Genetic tests of ancient settlers' remains show that Europe is a melting pot of bloodlines from Africa, the Middle East, and today's Russia.
The idea that there were once “pure” populations of ancestral Europeans, there since the days of woolly mammoths, has inspired ideologues since well before the Nazis. It has long nourished white racism, and in recent years it has stoked fears about the impact of immigrants: fears that have threatened to rip apart the European Union and roiled politics in the United States.
Now scientists are delivering new answers to the question of who Europeans really are and where they came from. Their findings suggest that the continent has been a melting pot since the Ice Age. Europeans living today, in whatever country, are a varying mix of ancient bloodlines hailing from Africa, the Middle East, and the Russian steppe.
The evidence comes from archaeological artifacts, from the analysis of ancient teeth and bones, and from linguistics. But above all it comes from the new field of paleogenetics. During the past decade it has become possible to sequence the entire genome of humans who lived tens of millennia ago. Technical advances in just the past few years have made it cheap and efficient to do so; a well-preserved bit of skeleton can now be sequenced for around $500.
The result has been an explosion of new information that is transforming archaeology. In 2018 alone, the genomes of more than a thousand prehistoric humans were determined, mostly from bones dug up years ago and preserved in museums and archaeological labs. In the process any notion of European genetic purity has been swept away on a tide of powdered bone.
Analysis of ancient genomes provides the equivalent of the personal DNA testing kits available today, but for people who died long before humans invented writing, the wheel, or pottery. The genetic information is startlingly complete: Everything from hair and eye color to the inability to digest milk can be determined from a thousandth of an ounce of bone or tooth. And like personal DNA tests, the results reveal clues to the identities and origins of ancient humans’ ancestors—and thus to ancient migrations.

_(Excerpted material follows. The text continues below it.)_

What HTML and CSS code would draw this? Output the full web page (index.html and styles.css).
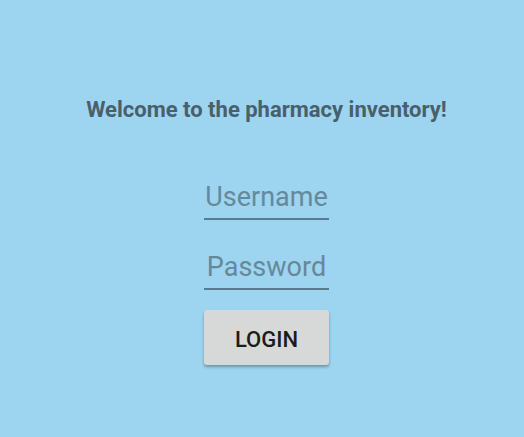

Three major movements of people, it now seems clear, shaped the course of European prehistory. Immigrants brought art and music, farming and cities, domesticated horses and the wheel. They introduced the Indo-European languages spoken across much of the continent today. They may have even brought the plague. The last major contributors to western and central Europe’s genetic makeup—the last of the first Europeans, so to speak—arrived from the Russian steppe as Stonehenge was being built, nearly 5,000 years ago. They finished the job.
In an era of debate over migration and borders, the science shows that Europe is a continent of immigrants and always has been. “The people who live in a place today are not the descendants of people who lived there long ago,” says Harvard University paleogeneticist David Reich. “There are no indigenous people—anyone who hearkens back to racial purity is confronted with the meaninglessness of the concept.”